Este relato cuenta la historia de un padre en quien su hijo puede confiar completamente ante una situación extrema, y nos hace recordar a nuestro Padre Celestial, quién está pendiente de cada detalle de nuestra vida, nada escapa de su control y tiene cuidado de nosotros. Un Padre que nos amó tanto que nos dió a su único Hijo, para que creyendo en El podamos ser salvos, y también ser llamados sus hijos.

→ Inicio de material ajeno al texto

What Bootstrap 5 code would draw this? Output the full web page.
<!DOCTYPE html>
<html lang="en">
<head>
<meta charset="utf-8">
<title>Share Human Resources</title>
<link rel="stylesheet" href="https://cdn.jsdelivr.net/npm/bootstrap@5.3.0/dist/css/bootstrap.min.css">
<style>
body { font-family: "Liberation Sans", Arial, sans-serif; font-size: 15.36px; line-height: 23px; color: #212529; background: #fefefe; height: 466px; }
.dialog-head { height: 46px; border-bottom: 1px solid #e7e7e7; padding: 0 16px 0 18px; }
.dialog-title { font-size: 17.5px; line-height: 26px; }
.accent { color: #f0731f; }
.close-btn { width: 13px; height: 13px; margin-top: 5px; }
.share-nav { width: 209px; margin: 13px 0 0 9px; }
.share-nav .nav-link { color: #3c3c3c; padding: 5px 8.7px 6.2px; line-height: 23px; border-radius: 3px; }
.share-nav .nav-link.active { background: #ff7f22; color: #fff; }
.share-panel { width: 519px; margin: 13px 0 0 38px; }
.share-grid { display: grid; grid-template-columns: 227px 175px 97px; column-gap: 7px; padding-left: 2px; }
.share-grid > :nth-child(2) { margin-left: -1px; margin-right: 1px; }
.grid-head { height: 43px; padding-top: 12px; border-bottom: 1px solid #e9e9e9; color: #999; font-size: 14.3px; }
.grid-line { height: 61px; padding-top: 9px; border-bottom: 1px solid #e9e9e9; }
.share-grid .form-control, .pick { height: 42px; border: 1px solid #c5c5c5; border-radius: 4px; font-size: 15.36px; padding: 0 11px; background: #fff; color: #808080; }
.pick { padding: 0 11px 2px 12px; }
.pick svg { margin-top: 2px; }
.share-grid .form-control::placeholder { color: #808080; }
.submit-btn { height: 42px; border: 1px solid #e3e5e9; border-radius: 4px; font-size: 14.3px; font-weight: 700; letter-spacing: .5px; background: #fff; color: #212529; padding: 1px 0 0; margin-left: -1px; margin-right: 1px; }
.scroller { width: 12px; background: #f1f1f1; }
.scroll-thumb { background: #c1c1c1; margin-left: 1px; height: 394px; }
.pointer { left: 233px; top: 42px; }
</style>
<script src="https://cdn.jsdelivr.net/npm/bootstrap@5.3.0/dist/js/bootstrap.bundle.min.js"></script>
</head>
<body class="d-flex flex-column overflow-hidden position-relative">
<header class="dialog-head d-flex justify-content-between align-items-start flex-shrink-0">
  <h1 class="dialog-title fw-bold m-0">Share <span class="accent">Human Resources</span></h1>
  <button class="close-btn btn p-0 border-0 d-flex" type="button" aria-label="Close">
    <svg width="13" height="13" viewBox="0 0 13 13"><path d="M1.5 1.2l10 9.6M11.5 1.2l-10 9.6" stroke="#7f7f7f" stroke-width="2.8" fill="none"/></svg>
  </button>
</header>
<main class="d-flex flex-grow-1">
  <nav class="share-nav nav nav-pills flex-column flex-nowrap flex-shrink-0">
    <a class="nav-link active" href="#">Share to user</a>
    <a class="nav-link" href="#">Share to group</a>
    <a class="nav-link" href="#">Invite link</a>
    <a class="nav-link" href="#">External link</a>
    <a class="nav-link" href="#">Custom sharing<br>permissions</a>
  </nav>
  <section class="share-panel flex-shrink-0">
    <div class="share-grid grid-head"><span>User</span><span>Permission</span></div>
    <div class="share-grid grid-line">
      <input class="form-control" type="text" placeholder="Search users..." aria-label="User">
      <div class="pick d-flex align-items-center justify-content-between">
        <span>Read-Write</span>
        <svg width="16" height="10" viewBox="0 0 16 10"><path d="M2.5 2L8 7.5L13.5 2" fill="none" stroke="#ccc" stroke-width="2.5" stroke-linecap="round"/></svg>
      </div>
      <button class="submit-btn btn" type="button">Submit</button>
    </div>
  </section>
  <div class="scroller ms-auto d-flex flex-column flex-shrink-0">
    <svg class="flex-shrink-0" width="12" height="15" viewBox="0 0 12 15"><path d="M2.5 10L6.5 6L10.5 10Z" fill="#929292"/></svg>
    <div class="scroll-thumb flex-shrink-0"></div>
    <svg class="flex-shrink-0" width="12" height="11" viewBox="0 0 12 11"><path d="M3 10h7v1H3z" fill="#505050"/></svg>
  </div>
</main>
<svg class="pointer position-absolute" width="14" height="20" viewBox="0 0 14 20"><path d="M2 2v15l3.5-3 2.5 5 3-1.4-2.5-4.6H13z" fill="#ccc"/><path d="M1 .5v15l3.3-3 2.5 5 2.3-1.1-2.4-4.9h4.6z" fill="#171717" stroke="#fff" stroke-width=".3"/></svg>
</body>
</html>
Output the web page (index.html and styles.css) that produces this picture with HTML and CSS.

Disfruta del audio y del relato escrito:
La casa Incendiada
Era una noche densamente oscura; la población estaba entregada al sueño. Espesos nubarrones cubrían la faz de la luna, impidiendo que ésta con sus plateados rayos hiciera menos denso el negror de la noche; soplaba un viento glacial y amenazador. De repente en el silencio de la noche se oyó un grito, un grito agónico y desesperado: ¡Fuego, fuego!
Una de las casas del pueblo estaba ardiendo y los moradores de ésta se despertaron sobresaltados; no bien se dieron cuenta de la situación huyeron de la casa en llamas, saliendo por la puerta posterior, con la criatura más pequeña en los brazos, pero el niño mayor, de diez años de edad, estaba en otro cuarto. El padre desesperado, corría alrededor de la casa incendiada, dando voces: “¡Mi hijo, mi hijo! Mi hijo está allí adentro, va a ser consumido por el fuego”
…si no hacía algo desesperado perecería…
En ese momento se encontró con la criada, que también huía del peligro, y le preguntó:
-¿Dónde está el niño?
-No sé, no lo he visto, respondió la mujer.
La escalera de madera ya era pasto de las llamas, y el viento que soplaba fuertemente propagaba el fuego por todas partes. De repente apareció el niño en una de las ventanas: “Papá, ¿dónde estás? ¡Papá sálvame, sino me sacas de aquí me voy a quemar!”
El padre, desesperado, respondió: “Aquí estoy, hijo mío, estoy con los brazos extendidos para recibirte”
La silueta del niño se destacaba en medio del siniestro resplandor del fuego, pero el humo espeso le impedía a él ver a la gente que estaba abjo ansiosa de salvarle.
-“¡Déjate caer!”- gritó el padre -. “¡Aquí estoy yo con los brazos extendidos para recibirte!”
-“¡Pero papá, no puedo verte!”- exclamó el niño.
-“¡No importa, créeme, lo que te digo, aquí estoy y yo te recibiré en mis brazos; lánzate sin miedo!”
La gente que presenciaba la trágica escena también daba voces aconsejándole al niño que acatase la voz del padre. En ese momento el niño comprobé que si no hacía algo desesperado perecería en las llamas. Éstas ya lamían las paredes del cuarto donde se encontraba y el calor era desesperante, y sacando ánimo de donde no lo tenía, dando un grito, se arrojó.
Lo mismo ocurre en lo que se refiere a la salvación eterna, se requiere un acto de fe. La divina palabra dice:”Cree en el Señor Jesucristo y serás salvo”. Creer en Cristo no es más que reconocer el peligro en que estamos de perecer eternamente y, al mismo tiempo creer que Él, que es el Hijo de Dios, vino al mundo para salvarnos. “El que cree no es condenado, mas el que no cree, ya es condenado, porque no creyó en el unigénito Hijo de Dios”
Pecador, arrójate a los brazos de tu Dios, y dile como Tomás:”¡Señor mío y Dios mío!”